Look for the string "page" in the lines and copy each line that has it.
---------- DATA SECTION
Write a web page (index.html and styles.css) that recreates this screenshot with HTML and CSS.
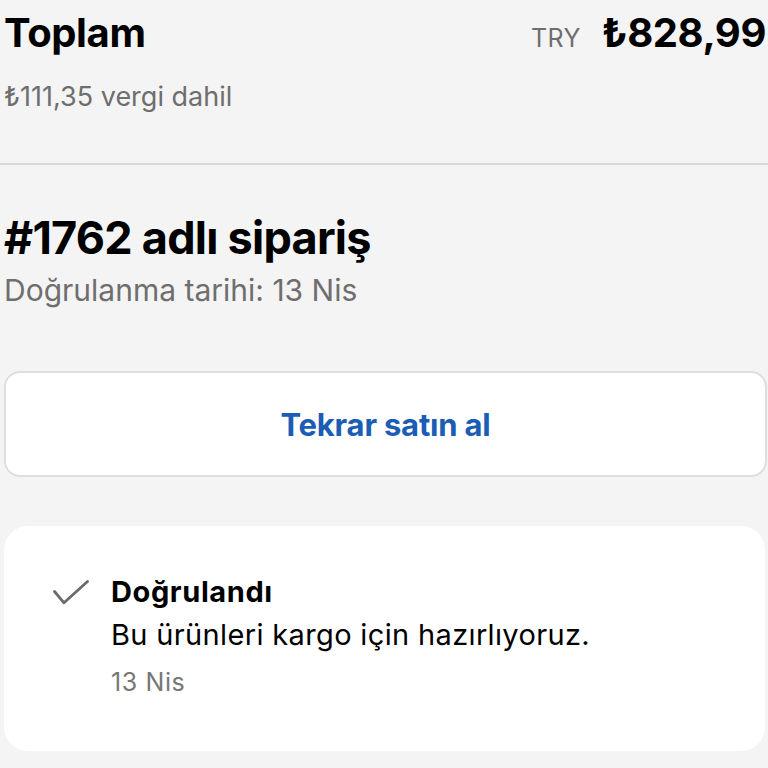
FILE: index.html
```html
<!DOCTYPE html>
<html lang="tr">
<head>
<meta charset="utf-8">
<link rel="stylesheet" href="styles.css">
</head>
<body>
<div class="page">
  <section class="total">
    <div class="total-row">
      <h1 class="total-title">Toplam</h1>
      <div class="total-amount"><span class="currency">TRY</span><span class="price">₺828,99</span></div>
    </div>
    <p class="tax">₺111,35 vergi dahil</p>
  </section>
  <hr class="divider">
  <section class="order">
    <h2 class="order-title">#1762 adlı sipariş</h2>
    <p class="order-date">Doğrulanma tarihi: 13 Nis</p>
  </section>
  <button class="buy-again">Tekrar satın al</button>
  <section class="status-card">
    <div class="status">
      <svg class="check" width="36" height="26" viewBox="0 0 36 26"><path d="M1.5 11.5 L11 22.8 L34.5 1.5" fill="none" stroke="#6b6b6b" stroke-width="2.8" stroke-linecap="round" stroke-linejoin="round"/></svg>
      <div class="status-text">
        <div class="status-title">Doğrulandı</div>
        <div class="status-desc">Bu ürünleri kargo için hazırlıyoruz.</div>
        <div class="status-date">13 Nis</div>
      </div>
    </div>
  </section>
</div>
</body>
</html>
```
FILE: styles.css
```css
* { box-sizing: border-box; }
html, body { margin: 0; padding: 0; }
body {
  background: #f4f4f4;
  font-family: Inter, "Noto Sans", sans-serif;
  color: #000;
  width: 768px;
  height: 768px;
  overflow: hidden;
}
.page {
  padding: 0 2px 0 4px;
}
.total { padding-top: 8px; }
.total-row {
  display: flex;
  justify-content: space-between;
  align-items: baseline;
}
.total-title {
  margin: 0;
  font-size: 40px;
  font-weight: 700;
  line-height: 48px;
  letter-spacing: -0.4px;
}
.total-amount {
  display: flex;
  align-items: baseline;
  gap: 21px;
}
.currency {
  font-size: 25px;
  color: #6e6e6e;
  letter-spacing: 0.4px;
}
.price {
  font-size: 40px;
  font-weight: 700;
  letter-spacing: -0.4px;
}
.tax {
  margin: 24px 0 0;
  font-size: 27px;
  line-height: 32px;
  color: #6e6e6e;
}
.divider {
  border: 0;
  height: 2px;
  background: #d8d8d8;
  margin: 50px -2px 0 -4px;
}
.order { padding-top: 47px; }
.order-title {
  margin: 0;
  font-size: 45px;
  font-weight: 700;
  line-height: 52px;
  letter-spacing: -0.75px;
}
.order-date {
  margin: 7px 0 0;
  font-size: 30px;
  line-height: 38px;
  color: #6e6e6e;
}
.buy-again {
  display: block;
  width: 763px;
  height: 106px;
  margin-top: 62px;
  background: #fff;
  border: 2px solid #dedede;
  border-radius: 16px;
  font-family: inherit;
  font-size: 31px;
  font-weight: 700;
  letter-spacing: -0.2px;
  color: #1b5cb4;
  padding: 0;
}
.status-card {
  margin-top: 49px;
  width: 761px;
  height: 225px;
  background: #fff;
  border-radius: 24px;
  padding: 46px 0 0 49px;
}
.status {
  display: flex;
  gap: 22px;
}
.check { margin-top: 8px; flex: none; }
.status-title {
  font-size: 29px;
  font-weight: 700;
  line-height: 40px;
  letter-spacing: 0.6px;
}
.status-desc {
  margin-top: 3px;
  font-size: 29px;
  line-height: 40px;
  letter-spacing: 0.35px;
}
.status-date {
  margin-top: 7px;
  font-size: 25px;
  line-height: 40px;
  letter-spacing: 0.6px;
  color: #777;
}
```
--------------------
SOLUTION FOR THIS TASK —
Write a web page (index.html and styles.css) that recreates this screenshot with HTML and CSS.
<div class="page">
.page {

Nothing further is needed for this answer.